Keenam, revitalisasi dan pengembangan industri dan jasa maritim, khususnya 1) industri galangan kapal; 2) peralatan dan mesin perikanan (seperti jaring dan alat penangkapan ikan lain, kincir air tambak, dan mesin pabrik industri pengolahan ikan); 3) peralatan dan mesin untuk industri migas serta pertambangan mineral; 4) fibre optics dan kabel laut; 5) perangkat lunak untuk manajemen pelabuhan dan transportasi laut; dan 6) perangkat lunak untuk prediksi lokasi fishing grounds, cuaca, dan kondisi oseanografi.

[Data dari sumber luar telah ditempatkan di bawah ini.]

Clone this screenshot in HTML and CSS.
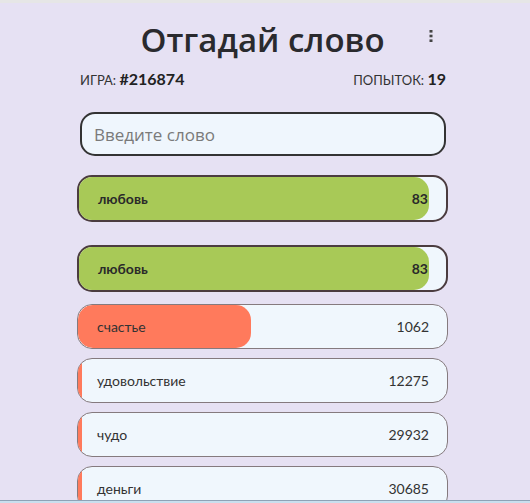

Ketujuh, pembangunan 21 kawasan industri terpadu berkelas dunia (world class) dengan pola kawasan ekonomi khusus (KEK) yang inovatif, inklusif, dan ramah lingkungan di wilayah pesisir bagian barat (Sabang, Kuala Tanjung, Teluk Bayur, Bengkulu, Batam, dan Lampung); bagian tengah (Kalbar, Kalsel, Kaltim, dan Kaltara); dan bagian timur NKRI (NTB, NTT, Sulsel, Sulbar, Sulteng, Sultra, Sulut, Maluku, Malut, Papua, dan Papua Barat).

Dengan peta jalan pembangunan kelautan seperti di atas, insya Allah pada 2020 Indonesia akan menjadi negara berpendapatan menengah-atas (GNP/ kapita sekitar US$7.500), dan pada 2025 menjadi negara maritim yang besar, maju, adil-makmur, dan berdaulat serta sebagai poros maritim dunia dengan GNP/kapita di atas US$14.000.